Last year, GGC was awarded $4.50 per plate for the Grand Island location and $3.90 for home delivered meals.
This is not enough, Green said.
“When we calculate our expected gross costs for the center for the upcoming (2022-2023) fiscal year, we’re going to be about $9.09,” he said. “So you can see there’s quite a gap between what we get from Midland versus what our anticipated gross costs are.”
The rising costs are due to inflation increases for labor, food and supplies, Green said.
GGC also receives funding from the federal Title-20 program, local funds and voluntary cash.
City of Grand Island leases the building to GGC for $1 annually, and provides support for needs such as utilities, repairs and some essential items.
GGC faces a shortfall of $85,000, Green said.
Hall County annually provides $75,000 in support, which helps, but still leaves a deficit.
The local service is needed, Green emphasized.
“All the senior citizens are welcome to come in for a warm, cooked meal. There’s no cost to them,” he said. “There’s an allowable donation of $5. We don’t actually ask for the money, but sometimes we encourage a donation.
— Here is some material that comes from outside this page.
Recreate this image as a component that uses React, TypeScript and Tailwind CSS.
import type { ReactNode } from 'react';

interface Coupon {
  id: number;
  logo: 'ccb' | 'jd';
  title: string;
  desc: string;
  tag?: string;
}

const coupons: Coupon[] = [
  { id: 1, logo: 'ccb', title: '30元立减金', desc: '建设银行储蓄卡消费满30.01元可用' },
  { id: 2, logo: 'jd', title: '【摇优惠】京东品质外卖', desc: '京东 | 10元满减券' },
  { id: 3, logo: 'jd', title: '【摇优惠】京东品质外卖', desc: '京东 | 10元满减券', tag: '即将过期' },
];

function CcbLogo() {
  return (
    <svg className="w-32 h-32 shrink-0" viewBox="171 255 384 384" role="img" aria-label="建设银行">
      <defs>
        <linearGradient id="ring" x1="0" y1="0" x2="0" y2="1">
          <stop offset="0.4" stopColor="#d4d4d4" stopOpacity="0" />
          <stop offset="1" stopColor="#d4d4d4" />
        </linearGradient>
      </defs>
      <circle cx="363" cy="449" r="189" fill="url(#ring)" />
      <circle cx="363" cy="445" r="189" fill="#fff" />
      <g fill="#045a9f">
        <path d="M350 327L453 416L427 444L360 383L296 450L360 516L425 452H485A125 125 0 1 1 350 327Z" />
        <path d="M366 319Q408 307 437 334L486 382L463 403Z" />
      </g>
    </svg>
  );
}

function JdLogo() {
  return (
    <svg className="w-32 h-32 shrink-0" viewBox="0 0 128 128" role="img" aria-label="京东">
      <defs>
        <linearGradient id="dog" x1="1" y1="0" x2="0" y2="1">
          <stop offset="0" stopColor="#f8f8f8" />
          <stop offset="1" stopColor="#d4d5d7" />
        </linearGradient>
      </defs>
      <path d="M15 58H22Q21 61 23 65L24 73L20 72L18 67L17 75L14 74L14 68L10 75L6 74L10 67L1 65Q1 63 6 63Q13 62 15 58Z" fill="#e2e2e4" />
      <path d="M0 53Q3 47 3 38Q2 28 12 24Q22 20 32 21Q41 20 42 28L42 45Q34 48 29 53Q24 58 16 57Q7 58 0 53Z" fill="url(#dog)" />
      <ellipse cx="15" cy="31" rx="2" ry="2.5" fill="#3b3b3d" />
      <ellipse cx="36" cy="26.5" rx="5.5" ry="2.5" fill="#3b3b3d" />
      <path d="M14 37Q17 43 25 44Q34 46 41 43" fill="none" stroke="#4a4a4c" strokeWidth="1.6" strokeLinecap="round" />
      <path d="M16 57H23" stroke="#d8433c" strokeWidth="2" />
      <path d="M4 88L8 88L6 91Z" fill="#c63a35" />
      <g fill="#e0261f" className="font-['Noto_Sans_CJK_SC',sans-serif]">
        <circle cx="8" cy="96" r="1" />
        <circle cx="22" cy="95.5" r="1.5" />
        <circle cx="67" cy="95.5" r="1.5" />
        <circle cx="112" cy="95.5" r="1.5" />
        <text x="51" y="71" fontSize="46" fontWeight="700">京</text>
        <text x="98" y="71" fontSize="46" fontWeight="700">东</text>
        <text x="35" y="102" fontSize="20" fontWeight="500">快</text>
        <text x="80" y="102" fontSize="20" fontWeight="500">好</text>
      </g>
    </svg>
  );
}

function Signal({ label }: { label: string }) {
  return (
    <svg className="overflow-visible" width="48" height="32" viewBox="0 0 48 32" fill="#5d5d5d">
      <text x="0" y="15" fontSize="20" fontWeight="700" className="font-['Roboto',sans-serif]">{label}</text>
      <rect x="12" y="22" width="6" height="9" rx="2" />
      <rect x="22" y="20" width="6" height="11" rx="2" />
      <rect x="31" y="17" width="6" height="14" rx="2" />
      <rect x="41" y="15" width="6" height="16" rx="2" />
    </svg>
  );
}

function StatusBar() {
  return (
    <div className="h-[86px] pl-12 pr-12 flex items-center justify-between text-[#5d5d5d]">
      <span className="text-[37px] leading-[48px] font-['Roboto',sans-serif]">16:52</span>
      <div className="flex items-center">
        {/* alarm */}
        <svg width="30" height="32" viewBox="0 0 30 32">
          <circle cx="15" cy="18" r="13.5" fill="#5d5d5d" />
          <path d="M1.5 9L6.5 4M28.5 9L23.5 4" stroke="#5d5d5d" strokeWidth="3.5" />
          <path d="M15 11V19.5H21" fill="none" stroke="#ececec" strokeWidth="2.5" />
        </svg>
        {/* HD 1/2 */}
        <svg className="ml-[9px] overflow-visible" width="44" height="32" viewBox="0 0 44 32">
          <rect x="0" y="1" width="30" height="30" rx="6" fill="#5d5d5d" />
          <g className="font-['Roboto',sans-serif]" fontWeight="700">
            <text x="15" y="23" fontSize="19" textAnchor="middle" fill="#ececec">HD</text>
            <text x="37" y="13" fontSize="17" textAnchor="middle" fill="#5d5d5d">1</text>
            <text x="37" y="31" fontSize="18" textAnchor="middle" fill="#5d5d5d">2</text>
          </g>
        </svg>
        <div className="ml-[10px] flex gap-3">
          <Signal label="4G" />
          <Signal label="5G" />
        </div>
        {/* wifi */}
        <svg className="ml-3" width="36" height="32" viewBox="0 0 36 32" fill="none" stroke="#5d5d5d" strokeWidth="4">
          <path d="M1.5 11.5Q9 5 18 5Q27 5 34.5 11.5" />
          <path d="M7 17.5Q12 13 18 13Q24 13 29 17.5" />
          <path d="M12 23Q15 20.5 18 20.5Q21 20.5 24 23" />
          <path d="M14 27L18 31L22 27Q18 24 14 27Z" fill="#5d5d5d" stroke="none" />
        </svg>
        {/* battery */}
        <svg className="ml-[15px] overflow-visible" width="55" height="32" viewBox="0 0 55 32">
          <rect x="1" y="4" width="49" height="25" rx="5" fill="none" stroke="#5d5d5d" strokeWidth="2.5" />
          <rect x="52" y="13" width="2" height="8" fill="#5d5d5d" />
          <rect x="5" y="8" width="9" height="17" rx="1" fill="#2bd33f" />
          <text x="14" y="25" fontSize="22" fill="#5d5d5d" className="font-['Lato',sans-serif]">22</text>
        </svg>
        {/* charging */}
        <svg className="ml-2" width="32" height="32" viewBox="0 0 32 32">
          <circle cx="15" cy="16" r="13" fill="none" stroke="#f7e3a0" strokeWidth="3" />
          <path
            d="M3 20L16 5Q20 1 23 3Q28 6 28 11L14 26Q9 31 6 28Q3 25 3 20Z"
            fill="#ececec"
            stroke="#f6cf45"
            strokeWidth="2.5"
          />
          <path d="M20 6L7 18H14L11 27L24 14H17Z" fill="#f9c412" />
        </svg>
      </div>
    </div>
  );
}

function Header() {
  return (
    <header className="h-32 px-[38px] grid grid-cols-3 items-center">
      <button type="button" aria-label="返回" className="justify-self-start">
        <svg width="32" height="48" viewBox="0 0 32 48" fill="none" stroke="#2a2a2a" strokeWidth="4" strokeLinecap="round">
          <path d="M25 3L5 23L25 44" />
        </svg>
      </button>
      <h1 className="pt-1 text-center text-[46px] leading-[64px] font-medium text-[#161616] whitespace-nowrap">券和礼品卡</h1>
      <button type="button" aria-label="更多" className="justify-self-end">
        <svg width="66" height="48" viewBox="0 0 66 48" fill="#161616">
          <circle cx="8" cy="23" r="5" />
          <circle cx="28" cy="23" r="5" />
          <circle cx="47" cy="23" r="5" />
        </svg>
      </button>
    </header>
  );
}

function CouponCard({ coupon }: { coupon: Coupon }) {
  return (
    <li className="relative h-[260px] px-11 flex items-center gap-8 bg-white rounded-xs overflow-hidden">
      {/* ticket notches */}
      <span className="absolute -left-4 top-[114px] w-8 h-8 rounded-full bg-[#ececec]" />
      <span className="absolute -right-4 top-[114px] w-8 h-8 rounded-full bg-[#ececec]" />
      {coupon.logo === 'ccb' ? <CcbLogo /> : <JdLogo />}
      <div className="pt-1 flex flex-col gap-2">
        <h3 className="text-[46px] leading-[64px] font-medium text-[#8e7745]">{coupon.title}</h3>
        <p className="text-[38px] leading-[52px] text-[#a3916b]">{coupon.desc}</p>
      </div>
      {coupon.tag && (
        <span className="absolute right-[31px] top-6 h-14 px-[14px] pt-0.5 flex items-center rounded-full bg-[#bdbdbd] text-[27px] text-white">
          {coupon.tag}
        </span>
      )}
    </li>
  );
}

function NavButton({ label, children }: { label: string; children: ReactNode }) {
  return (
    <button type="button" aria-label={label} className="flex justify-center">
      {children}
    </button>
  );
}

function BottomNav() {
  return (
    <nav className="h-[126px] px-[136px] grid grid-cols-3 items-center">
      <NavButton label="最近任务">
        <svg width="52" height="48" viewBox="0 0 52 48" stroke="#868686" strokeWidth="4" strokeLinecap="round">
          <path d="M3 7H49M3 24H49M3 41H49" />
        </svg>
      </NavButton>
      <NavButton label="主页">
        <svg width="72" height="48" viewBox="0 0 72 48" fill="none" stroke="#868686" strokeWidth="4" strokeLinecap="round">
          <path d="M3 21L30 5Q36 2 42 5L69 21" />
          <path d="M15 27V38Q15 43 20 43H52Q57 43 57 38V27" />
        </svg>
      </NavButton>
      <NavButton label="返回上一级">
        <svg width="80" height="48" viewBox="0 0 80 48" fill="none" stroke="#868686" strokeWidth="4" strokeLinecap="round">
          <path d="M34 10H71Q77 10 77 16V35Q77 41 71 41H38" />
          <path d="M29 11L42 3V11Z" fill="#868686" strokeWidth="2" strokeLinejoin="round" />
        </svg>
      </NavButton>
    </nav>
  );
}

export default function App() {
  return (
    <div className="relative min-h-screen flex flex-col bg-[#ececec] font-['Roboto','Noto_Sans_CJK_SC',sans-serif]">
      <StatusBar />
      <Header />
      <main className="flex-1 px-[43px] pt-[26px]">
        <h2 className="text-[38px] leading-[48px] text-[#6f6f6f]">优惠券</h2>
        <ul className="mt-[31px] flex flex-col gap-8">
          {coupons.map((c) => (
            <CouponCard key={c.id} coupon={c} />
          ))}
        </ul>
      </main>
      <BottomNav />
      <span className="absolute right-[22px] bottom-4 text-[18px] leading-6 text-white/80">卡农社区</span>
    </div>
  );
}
If someone comes in younger than 60, it’s $7.”
Not everyone can afford this, though, which is why they utilize the center, said Green.
“Without your support and support from the City of Grand Island, (GGC) would not be able to continue this program for the elderly and help them remain in their own home instead of going to an assisted facility or things of that nature,” he said.
Commissioner Butch Hurst, who serves on Midland’s board, voiced support for GGC.
“We see the results that the donations are coming in and as far as I’m concerned that’s a good place to put our money,” he said.
Commissioner Karen Bredthauer suggested increasing the county’s contribution to $85,000.
Bredthauer, who also serves on Midland’s board, shared the donations received per-plate by GGC in February.
“We do get less donations than other facilities that serve the seniors,” she said. “For the month of February, which is our newest data, it was only $2.48 that was in donations per meal.”
Commissioner Jane Richardson said she was uncomfortable approving an increase without first seeing GGC’s records, arguing it was their fiscal duty.
“We could have every single committee before us that could use an extra, $85,000,” she said. “I’m on CASA, Humane Society. Without seeing financials, I’m a heavy no on that.”
Richardson said she would support approving the regular $75,000 contribution.
Commissioner Pam Lancaster advocated for GGC, noting that it is being used by those who most need it.
“They are, in general, people that are coming for the purpose that the Older Americans Act was initiated in the 60s,” she said, “and that’s for a warm meal, companionship and so on, because they don’t have all the advantages that the majority of us have.”
Commissioners approved continued support for GGC in the amount of $75,000.